* Exercise input *

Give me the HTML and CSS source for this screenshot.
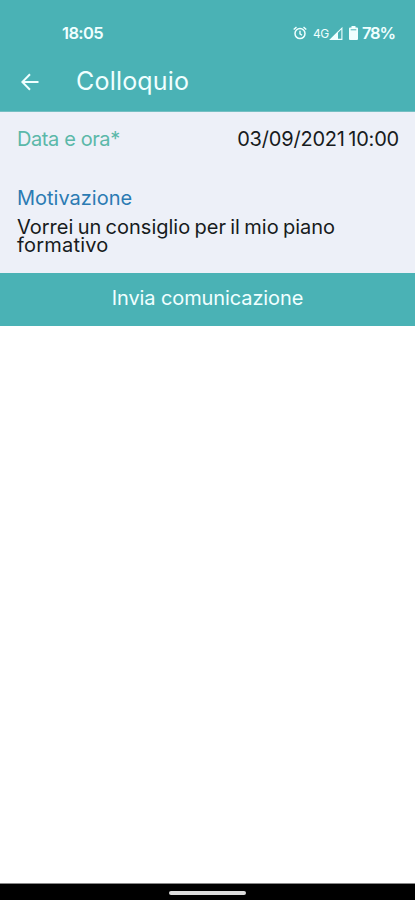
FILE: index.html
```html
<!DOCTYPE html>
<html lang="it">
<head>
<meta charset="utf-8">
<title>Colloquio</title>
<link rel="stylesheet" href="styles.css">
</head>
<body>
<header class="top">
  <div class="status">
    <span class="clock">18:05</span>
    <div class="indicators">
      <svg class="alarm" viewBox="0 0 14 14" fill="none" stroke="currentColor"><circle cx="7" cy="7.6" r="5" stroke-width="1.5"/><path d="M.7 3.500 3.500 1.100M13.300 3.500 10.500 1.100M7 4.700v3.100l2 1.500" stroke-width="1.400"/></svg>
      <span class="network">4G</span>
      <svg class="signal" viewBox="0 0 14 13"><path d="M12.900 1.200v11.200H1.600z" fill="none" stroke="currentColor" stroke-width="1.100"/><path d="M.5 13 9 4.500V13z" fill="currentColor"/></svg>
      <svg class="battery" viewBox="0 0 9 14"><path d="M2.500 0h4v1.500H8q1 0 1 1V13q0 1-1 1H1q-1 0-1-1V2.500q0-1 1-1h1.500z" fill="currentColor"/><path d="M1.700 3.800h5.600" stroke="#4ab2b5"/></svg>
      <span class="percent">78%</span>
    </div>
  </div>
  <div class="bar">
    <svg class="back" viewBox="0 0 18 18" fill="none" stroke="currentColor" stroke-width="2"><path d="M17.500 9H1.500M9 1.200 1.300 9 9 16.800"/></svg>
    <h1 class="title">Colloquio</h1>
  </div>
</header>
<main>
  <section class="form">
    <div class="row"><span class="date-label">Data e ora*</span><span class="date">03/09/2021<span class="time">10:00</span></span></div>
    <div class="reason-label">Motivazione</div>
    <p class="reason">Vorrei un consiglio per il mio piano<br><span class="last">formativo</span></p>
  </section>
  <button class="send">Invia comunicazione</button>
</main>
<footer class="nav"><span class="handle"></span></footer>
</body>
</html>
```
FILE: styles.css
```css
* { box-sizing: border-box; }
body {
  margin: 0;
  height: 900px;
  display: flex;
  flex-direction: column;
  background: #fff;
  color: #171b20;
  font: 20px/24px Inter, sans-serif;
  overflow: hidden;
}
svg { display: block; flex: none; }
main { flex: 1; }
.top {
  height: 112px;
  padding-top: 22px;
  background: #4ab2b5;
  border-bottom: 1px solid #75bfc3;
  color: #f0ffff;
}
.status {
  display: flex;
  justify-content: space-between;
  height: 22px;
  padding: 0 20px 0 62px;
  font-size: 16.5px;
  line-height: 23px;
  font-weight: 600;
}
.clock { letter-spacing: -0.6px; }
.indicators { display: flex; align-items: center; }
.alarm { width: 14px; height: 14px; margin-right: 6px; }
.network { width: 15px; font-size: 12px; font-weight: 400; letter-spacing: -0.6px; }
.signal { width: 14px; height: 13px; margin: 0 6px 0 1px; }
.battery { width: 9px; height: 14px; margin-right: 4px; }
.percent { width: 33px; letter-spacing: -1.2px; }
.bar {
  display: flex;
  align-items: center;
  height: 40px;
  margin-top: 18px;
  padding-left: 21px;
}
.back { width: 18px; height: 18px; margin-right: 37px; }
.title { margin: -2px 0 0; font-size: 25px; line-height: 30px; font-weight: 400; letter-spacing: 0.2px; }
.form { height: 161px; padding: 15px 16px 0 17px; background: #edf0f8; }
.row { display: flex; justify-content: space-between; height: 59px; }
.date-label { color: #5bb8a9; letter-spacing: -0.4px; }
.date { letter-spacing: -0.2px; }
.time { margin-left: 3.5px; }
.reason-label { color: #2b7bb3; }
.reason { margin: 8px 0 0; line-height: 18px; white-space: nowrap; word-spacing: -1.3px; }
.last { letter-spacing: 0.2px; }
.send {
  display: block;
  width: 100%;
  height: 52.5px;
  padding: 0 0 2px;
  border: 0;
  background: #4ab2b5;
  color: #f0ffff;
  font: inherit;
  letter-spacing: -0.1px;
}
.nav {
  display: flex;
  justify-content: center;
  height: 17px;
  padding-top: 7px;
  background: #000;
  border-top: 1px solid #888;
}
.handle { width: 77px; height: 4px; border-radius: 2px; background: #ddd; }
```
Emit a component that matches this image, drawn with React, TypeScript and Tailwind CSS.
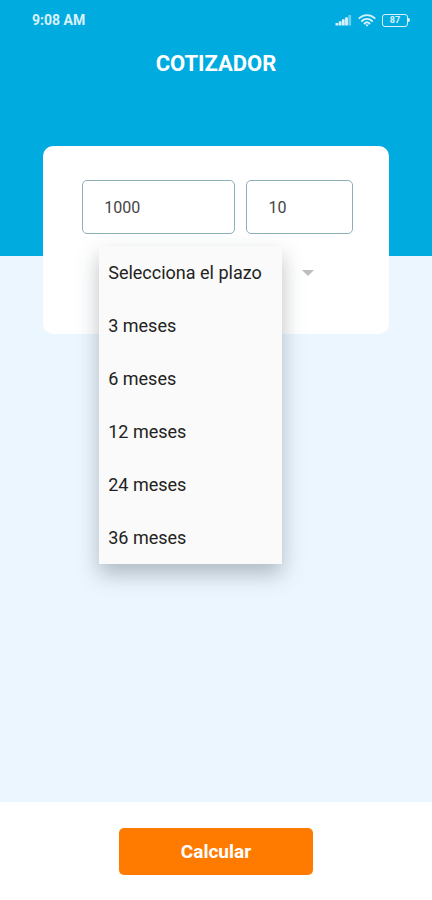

* Written problem *
Retype the whole listing, keeping every line identical and omitting all pictures.

* Solution *
Give me the HTML and CSS source for this screenshot.
FILE: index.html
```html
<!DOCTYPE html>
<html lang="it">
<head>
<meta charset="utf-8">
<title>Colloquio</title>
<link rel="stylesheet" href="styles.css">
</head>
<body>
<header class="top">
  <div class="status">
    <span class="clock">18:05</span>
    <div class="indicators">
      <svg class="alarm" viewBox="0 0 14 14" fill="none" stroke="currentColor"><circle cx="7" cy="7.6" r="5" stroke-width="1.5"/><path d="M.7 3.500 3.500 1.100M13.300 3.500 10.500 1.100M7 4.700v3.100l2 1.500" stroke-width="1.400"/></svg>
      <span class="network">4G</span>
      <svg class="signal" viewBox="0 0 14 13"><path d="M12.900 1.200v11.200H1.600z" fill="none" stroke="currentColor" stroke-width="1.100"/><path d="M.5 13 9 4.500V13z" fill="currentColor"/></svg>
      <svg class="battery" viewBox="0 0 9 14"><path d="M2.500 0h4v1.500H8q1 0 1 1V13q0 1-1 1H1q-1 0-1-1V2.500q0-1 1-1h1.500z" fill="currentColor"/><path d="M1.700 3.800h5.600" stroke="#4ab2b5"/></svg>
      <span class="percent">78%</span>
    </div>
  </div>
  <div class="bar">
    <svg class="back" viewBox="0 0 18 18" fill="none" stroke="currentColor" stroke-width="2"><path d="M17.500 9H1.500M9 1.200 1.300 9 9 16.800"/></svg>
    <h1 class="title">Colloquio</h1>
  </div>
</header>
<main>
  <section class="form">
    <div class="row"><span class="date-label">Data e ora*</span><span class="date">03/09/2021<span class="time">10:00</span></span></div>
    <div class="reason-label">Motivazione</div>
    <p class="reason">Vorrei un consiglio per il mio piano<br><span class="last">formativo</span></p>
  </section>
  <button class="send">Invia comunicazione</button>
</main>
<footer class="nav"><span class="handle"></span></footer>
</body>
</html>
```
FILE: styles.css
```css
* { box-sizing: border-box; }
body {
  margin: 0;
  height: 900px;
  display: flex;
  flex-direction: column;
  background: #fff;
  color: #171b20;
  font: 20px/24px Inter, sans-serif;
  overflow: hidden;
}
svg { display: block; flex: none; }
main { flex: 1; }
.top {
  height: 112px;
  padding-top: 22px;
  background: #4ab2b5;
  border-bottom: 1px solid #75bfc3;
  color: #f0ffff;
}
.status {
  display: flex;
  justify-content: space-between;
  height: 22px;
  padding: 0 20px 0 62px;
  font-size: 16.5px;
  line-height: 23px;
  font-weight: 600;
}
.clock { letter-spacing: -0.6px; }
.indicators { display: flex; align-items: center; }
.alarm { width: 14px; height: 14px; margin-right: 6px; }
.network { width: 15px; font-size: 12px; font-weight: 400; letter-spacing: -0.6px; }
.signal { width: 14px; height: 13px; margin: 0 6px 0 1px; }
.battery { width: 9px; height: 14px; margin-right: 4px; }
.percent { width: 33px; letter-spacing: -1.2px; }
.bar {
  display: flex;
  align-items: center;
  height: 40px;
  margin-top: 18px;
  padding-left: 21px;
}
.back { width: 18px; height: 18px; margin-right: 37px; }
.title { margin: -2px 0 0; font-size: 25px; line-height: 30px; font-weight: 400; letter-spacing: 0.2px; }
.form { height: 161px; padding: 15px 16px 0 17px; background: #edf0f8; }
.row { display: flex; justify-content: space-between; height: 59px; }
.date-label { color: #5bb8a9; letter-spacing: -0.4px; }
.date { letter-spacing: -0.2px; }
.time { margin-left: 3.5px; }
.reason-label { color: #2b7bb3; }
.reason { margin: 8px 0 0; line-height: 18px; white-space: nowrap; word-spacing: -1.3px; }
.last { letter-spacing: 0.2px; }
.send {
  display: block;
  width: 100%;
  height: 52.5px;
  padding: 0 0 2px;
  border: 0;
  background: #4ab2b5;
  color: #f0ffff;
  font: inherit;
  letter-spacing: -0.1px;
}
.nav {
  display: flex;
  justify-content: center;
  height: 17px;
  padding-top: 7px;
  background: #000;
  border-top: 1px solid #888;
}
.handle { width: 77px; height: 4px; border-radius: 2px; background: #ddd; }
```
Emit a component that matches this image, drawn with React, TypeScript and Tailwind CSS.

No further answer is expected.